Prawda na temat wieku Edmunda z „Sanatorium miłości” wyszła na jaw. Poruszenie w komentarzach

Już w najbliższą niedzielę TVP pokaże nowy odcinek „Sanatorium miłości”. Tymczasem w mediach społecznościowych rozgorzała gorąca dyskusja na temat wieku jednego z uczestników – Edmunda.

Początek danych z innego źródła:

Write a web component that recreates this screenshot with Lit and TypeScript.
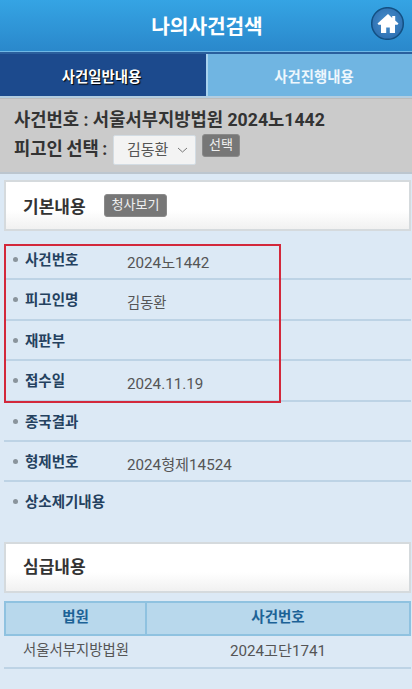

„Sanatorium miłości 7” – uczestnicy

Nowe odcinki „Sanatorium miłości” można oglądać w niedziele o godz. 21.20. Program powrócił do TVP1 po przerwie w emisji. Dziś widzowie śledzą już 7. sezon, a powtórki za darmo są dostępne online – na platformie vod.tvp.pl. Projekt niezmiennie prowadzi Marta Manowska.
Kim są uczestnicy? Premierowa odsłona „SM 7” przyniosła odpowiedź na to pytanie. Śmiałkowie, którzy udali się na Mazury, to:

  • Anna,
  • Danuta,
  • Elżbieta,
  • Małgorzata,
  • Grażyna,
  • Urszula,
  • Bogdan,
  • Edmund,
  • Marek,
  • Stanisław,
  • Stanisław „Stanley”,
  • Zdzisław.

Już w pierwszym odcinku dali się poznać jako żywiołowi, energiczni i pełni pozytywnego nastawienia kuracjusze, gotowi na nową przygodę. Wśród nich znalazł się Edmund: kulturysta, który swoim wyglądem zwrócił uwagę pozostałych bohaterów. Jego postawa, ale i zachowanie, nie przeszły bez echa także wśród widzów. Ci podzielili się swoimi przemyśleniami w komentarzach.

Ile lat ma Edmund z „Sanatorium miłości 7”?

Edmund z „Sanatorium miłości” został przedstawiony jako samotny mężczyzna, który postanowił wprowadzić zmiany w swoim dotychczasowym życiu.

Edmund to kulturysta z olbrzymimi sukcesami, kilka razy zwyciężał w Mistrzostwach Świata i Europy w podnoszeniu ciężarów (…). Był dwukrotnie żonaty, kilka miesięcy temu jego druga żona zmarła na nowotwór. Ukochana przed śmiercią powiedziała mu, żeby sobie jeszcze kogoś znalazł (…). Edmund ma traumę związaną z kąpielami w jeziorze, ponieważ bliska osoba utopiła się i od tego czasu on sam unika tego typu aktywności (…) – można przeczytać w opisie.

Edmundowi został poświęcony nowy wpis na oficjalnych profilach „SM” w sieci. Wspomniano m.in. o jego wieku:

Edmund, lat 76. Forma jest!

W sekcji komentarzy internauci śledzący „Sanatorium…” podzielili się na dwa „obozy”. Podczas gdy jedni chwalili Edmunda, inni krytycznie podsumowali jego zachowanie w pierwszym odcinku:

Poznałam Pana Edzia chyba w 2012r, byłam w jego klubie i reprezentowałam na zawodach siłowych. Jest wesołym, pozytywnym i uśmiechniętym gościem. Jego całe życie to siłownia, pozazdrościć tylko lekkiego podejścia do życia, szczęście i miłość nie mają lat! Nie trzeba być sztywnym i poważnym staruszkiem, który chodzi w kalesonach (…).

Oby większość 76-latków miło tyle wigoru, pogody ducha, uśmiechu jak Edmund.

Gość 76 lat, okaz zdrowia i formy, brawo, Panie Edmundzie, wielki szacunek dla pana.

Panie Edmundzie, trochę skromności, nie wszystkie kobiety muszą słuchać tylko o pana mięśniach.

Może i wysportowany, może i sympatyczny, ale tak zapatrzony w siebie jak mało kto.

Może fajny gościu, ale za dużo robi szumu wokół swojej osoby. Traci na tym sympatię niektórych widzów.

Jak Edmund zaprezentuje się w drugim odcinku? Tego widzowie dowiedzą się, włączając TVP1 w niedzielę – 9 marca – o godz. 21:20.